● **Data to use**:
————
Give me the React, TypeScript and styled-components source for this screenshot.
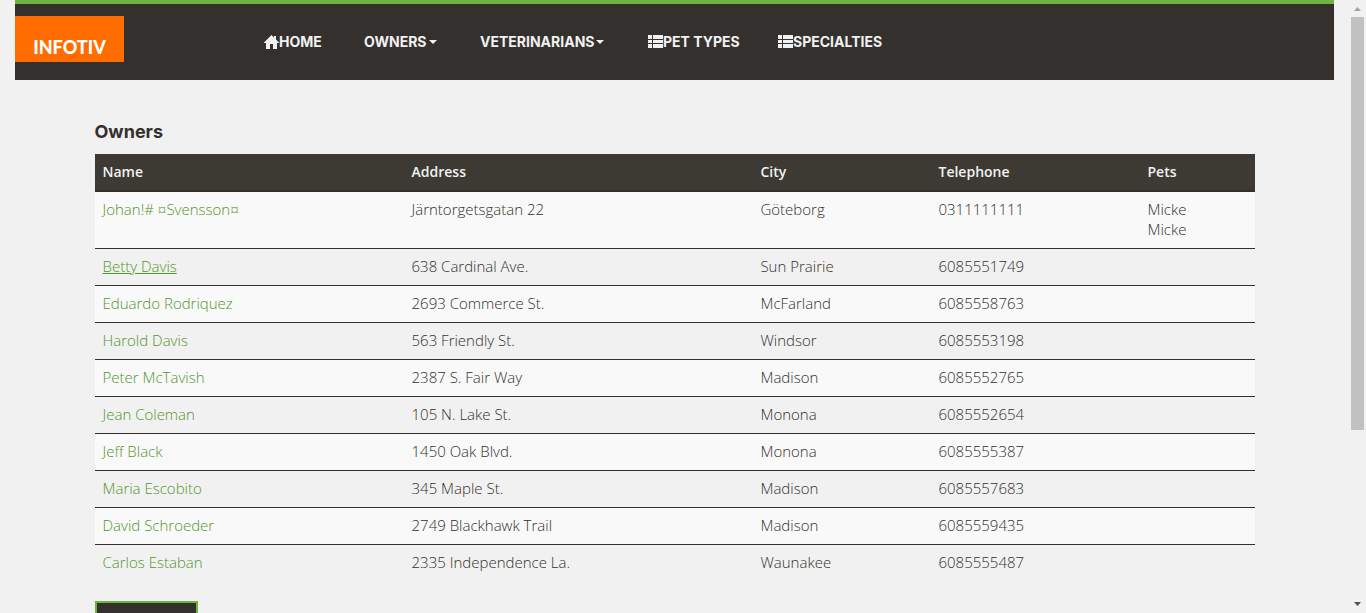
————
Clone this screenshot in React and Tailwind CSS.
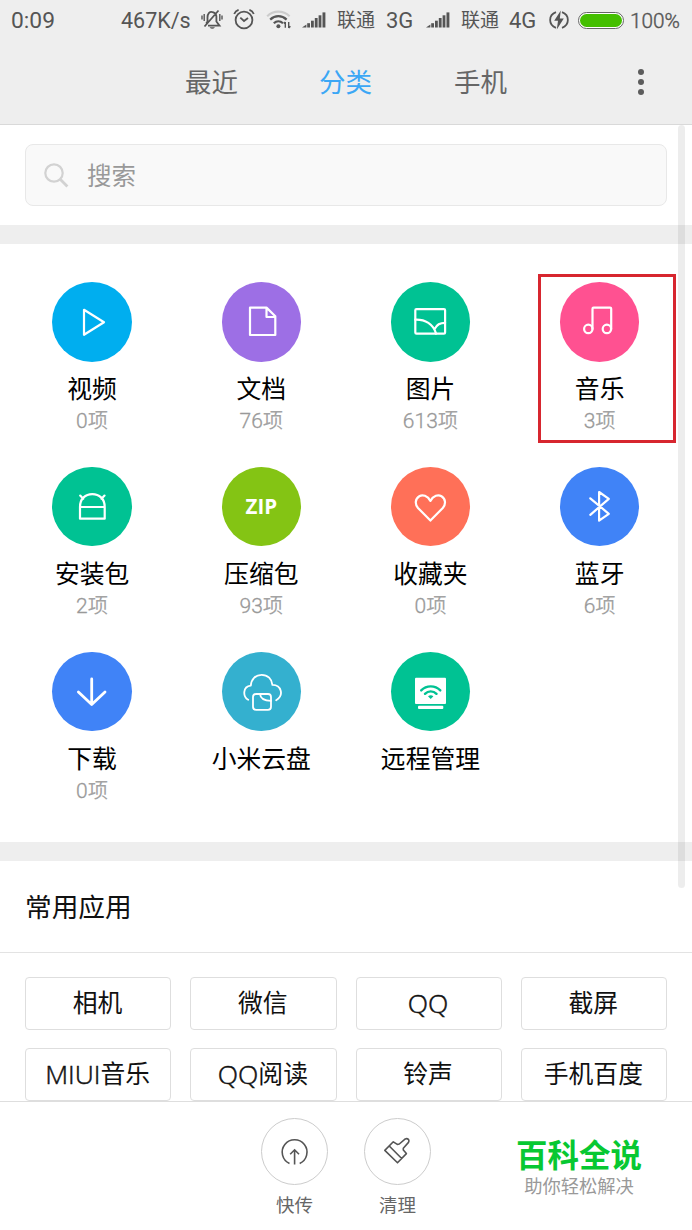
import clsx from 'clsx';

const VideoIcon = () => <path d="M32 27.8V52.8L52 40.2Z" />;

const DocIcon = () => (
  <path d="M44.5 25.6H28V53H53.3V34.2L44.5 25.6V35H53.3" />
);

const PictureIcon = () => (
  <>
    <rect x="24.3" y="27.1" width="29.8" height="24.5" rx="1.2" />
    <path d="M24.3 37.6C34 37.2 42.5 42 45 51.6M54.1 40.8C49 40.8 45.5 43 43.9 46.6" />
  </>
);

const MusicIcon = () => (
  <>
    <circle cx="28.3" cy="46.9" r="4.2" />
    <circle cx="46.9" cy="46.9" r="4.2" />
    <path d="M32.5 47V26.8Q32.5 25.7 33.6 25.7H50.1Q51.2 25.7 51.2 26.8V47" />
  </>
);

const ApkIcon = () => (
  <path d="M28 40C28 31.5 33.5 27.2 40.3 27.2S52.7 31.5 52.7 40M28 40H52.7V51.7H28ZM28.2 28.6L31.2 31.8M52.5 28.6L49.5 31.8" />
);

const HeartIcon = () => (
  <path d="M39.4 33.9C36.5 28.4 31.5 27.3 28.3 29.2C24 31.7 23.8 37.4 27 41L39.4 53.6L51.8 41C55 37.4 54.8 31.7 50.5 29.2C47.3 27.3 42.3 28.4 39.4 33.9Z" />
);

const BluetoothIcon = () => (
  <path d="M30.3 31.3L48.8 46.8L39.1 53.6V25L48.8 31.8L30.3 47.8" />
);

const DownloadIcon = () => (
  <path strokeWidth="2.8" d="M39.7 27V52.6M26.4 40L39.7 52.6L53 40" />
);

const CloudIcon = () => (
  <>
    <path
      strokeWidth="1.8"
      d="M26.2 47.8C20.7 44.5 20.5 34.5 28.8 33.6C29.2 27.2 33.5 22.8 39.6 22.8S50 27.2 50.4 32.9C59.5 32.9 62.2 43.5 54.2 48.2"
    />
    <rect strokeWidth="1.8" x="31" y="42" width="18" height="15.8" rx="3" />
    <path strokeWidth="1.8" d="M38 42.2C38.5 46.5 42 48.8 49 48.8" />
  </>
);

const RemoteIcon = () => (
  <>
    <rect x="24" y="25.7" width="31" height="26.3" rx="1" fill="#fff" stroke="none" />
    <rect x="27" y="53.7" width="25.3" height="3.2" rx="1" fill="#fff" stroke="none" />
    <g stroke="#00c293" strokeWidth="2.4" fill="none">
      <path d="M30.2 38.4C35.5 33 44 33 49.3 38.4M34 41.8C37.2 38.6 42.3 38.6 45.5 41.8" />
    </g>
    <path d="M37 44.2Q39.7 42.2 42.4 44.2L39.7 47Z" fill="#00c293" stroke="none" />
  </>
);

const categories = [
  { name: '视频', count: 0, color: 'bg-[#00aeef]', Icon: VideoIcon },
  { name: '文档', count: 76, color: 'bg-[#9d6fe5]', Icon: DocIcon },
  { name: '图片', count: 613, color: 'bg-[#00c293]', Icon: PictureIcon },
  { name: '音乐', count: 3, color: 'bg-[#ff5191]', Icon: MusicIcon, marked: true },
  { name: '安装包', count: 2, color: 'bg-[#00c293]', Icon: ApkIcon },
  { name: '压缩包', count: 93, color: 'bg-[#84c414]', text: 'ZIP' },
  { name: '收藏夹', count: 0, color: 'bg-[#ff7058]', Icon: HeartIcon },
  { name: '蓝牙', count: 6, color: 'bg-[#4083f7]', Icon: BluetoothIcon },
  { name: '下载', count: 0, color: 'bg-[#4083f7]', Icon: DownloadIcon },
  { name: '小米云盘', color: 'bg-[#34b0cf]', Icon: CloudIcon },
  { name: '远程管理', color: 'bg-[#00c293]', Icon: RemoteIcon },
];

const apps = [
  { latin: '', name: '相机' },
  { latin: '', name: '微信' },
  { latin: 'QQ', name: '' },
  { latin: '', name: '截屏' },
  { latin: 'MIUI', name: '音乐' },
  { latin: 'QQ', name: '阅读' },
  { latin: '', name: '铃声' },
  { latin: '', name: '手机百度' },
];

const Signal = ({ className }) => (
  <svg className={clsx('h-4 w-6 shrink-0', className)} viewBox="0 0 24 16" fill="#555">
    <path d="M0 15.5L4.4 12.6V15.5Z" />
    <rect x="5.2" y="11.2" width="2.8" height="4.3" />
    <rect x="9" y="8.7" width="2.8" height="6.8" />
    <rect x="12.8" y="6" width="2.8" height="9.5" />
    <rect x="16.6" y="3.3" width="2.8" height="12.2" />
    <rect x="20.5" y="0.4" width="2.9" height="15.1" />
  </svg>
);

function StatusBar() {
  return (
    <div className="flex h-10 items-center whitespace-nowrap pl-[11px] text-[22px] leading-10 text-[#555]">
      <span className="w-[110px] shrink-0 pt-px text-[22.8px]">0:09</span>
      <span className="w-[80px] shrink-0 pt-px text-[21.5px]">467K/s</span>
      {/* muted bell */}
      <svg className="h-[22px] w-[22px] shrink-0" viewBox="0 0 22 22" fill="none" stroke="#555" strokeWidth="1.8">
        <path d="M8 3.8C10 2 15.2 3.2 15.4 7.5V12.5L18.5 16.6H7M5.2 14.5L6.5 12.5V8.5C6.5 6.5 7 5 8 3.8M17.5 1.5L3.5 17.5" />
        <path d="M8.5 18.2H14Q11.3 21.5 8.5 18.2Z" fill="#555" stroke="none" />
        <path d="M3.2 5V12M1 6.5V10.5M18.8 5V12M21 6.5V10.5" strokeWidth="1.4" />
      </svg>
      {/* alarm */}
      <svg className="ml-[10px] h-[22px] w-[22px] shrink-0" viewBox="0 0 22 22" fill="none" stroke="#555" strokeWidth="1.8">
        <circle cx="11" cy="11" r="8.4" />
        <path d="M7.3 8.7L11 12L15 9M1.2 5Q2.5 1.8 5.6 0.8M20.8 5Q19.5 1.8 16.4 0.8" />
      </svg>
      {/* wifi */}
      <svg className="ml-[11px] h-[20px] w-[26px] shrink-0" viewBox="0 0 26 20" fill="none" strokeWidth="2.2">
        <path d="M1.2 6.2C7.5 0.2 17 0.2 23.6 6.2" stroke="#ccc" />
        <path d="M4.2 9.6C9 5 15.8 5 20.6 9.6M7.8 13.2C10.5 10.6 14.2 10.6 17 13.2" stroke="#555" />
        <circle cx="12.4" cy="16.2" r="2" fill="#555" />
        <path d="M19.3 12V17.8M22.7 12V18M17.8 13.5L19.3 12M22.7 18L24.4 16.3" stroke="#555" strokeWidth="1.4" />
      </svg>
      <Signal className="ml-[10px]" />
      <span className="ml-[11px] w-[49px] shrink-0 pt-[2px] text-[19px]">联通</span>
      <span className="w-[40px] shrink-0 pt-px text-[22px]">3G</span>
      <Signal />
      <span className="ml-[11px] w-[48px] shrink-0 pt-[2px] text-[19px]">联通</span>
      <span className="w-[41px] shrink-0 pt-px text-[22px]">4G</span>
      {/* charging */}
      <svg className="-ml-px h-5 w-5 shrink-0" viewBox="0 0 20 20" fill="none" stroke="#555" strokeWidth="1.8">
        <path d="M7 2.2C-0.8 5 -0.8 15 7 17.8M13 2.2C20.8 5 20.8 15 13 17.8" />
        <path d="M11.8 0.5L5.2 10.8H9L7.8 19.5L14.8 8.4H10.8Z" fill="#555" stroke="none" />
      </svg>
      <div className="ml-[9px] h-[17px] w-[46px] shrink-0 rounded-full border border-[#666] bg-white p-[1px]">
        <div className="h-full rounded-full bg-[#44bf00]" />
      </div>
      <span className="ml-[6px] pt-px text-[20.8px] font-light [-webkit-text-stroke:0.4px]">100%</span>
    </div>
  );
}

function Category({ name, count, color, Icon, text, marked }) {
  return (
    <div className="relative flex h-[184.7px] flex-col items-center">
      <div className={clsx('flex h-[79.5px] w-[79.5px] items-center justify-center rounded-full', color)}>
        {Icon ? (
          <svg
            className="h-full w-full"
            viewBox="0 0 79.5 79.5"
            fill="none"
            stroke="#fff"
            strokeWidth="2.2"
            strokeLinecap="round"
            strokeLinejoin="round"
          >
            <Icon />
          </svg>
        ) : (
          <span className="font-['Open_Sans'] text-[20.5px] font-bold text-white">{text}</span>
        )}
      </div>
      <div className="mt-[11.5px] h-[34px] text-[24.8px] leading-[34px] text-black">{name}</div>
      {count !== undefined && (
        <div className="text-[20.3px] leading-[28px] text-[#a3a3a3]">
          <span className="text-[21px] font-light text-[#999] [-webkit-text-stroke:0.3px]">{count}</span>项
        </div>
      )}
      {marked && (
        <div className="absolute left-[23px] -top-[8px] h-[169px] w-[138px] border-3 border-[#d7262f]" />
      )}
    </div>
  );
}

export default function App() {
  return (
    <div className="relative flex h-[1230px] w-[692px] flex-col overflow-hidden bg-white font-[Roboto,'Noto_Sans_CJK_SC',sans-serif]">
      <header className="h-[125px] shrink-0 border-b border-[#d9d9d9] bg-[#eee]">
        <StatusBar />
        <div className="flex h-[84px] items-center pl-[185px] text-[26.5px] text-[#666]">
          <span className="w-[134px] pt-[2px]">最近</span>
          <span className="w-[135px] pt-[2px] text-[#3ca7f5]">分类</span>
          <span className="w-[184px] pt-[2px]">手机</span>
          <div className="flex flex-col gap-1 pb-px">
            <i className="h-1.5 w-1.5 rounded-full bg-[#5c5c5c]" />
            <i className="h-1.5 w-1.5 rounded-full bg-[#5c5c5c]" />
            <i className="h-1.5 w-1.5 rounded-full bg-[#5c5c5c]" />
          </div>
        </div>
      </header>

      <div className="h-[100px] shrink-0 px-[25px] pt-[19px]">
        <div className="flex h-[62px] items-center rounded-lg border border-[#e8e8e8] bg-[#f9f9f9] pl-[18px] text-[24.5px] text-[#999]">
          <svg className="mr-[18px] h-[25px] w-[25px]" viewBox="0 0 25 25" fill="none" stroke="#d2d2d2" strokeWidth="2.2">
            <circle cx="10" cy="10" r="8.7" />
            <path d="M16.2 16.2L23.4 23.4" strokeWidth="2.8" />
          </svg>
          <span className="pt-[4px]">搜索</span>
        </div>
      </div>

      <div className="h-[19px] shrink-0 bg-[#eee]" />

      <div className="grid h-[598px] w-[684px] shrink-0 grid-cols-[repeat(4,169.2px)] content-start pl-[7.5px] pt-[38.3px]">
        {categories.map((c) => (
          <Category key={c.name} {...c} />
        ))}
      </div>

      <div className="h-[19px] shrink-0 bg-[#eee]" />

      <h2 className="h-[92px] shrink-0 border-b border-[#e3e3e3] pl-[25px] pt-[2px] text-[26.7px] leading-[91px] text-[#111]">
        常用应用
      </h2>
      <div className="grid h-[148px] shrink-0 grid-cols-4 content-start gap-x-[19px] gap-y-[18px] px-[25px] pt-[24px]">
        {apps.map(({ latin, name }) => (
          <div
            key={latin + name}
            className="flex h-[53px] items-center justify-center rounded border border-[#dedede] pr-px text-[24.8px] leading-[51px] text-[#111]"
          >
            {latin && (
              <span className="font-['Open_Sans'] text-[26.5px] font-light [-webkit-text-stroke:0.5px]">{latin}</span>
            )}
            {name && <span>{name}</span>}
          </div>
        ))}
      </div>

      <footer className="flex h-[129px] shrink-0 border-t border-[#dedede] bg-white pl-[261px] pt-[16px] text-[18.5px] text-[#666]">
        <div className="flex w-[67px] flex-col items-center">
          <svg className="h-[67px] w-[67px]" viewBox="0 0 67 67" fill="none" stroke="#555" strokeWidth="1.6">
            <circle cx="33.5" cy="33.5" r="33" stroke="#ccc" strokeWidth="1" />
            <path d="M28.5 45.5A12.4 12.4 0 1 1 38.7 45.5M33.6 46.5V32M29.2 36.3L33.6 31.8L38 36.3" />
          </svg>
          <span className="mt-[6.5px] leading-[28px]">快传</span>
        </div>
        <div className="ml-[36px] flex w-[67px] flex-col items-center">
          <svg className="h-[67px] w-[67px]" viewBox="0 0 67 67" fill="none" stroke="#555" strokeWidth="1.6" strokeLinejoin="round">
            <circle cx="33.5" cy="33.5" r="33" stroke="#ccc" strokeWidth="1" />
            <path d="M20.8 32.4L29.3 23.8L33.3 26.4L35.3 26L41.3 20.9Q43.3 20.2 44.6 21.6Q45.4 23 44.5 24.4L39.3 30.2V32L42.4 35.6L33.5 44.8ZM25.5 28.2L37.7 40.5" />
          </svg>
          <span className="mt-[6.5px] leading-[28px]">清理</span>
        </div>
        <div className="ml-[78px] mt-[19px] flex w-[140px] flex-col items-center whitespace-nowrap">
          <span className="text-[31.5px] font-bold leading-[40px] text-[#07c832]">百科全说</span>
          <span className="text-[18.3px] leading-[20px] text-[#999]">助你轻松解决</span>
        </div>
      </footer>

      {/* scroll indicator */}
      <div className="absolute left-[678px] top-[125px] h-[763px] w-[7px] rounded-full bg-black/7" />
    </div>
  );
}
————
● **Stated exercise**: Select all lines with the word "React" from the entries above.

● **Final answer**:
Give me the React, TypeScript and styled-components source for this screenshot.
Clone this screenshot in React and Tailwind CSS.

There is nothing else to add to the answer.